10.06.2005

Looked again (on coffee break) into RS Crane, Languages of criticism and the structure of poetry (U. Toronto, 1953). This is the real deal, esp. the third essay ("The languages of contemporary criticism").

Seriously, this will change your way of seeing things.

If I have time to quote some passages, I will.

Aristotle saw things differently.

Crane shows how the standard method of 20th-cent. criticism was so pervasive, you couldn't se that there were other approaches.

The standard method assumed "poetry" is one big thing, a kind of discourse, and you defined "it" by differentiating it from other kinds of discourse (but all these kinds are still cousins : all "discourse", "language-usage").

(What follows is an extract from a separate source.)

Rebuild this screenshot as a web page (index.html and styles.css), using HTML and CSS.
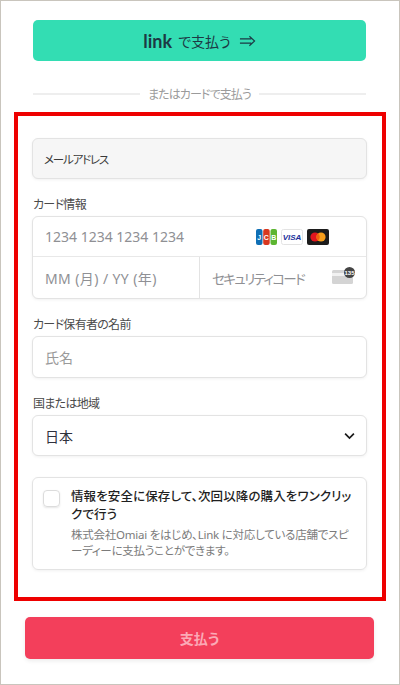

Aristotle saw these very unique & specific activities which people did which came to be called "poetry". Tragic, comic, epic were sharply differentiated from one another, & from other genres. They weren't "modes of discourse" : they were forms of an art of imitation.

Then he investigates their structure & shape, to discover how they create that specific power & beauty he calls "imitation".

I'm really not succeeding here in transmitting Crane's very valuable insights.

The "art of imitation" (in dramatic/epic poetry) is structured, not with discourse, but upon the armature of plot.

[I know I'm repeating some things I tried to describe a few months ago. I'm just going back in that direction.]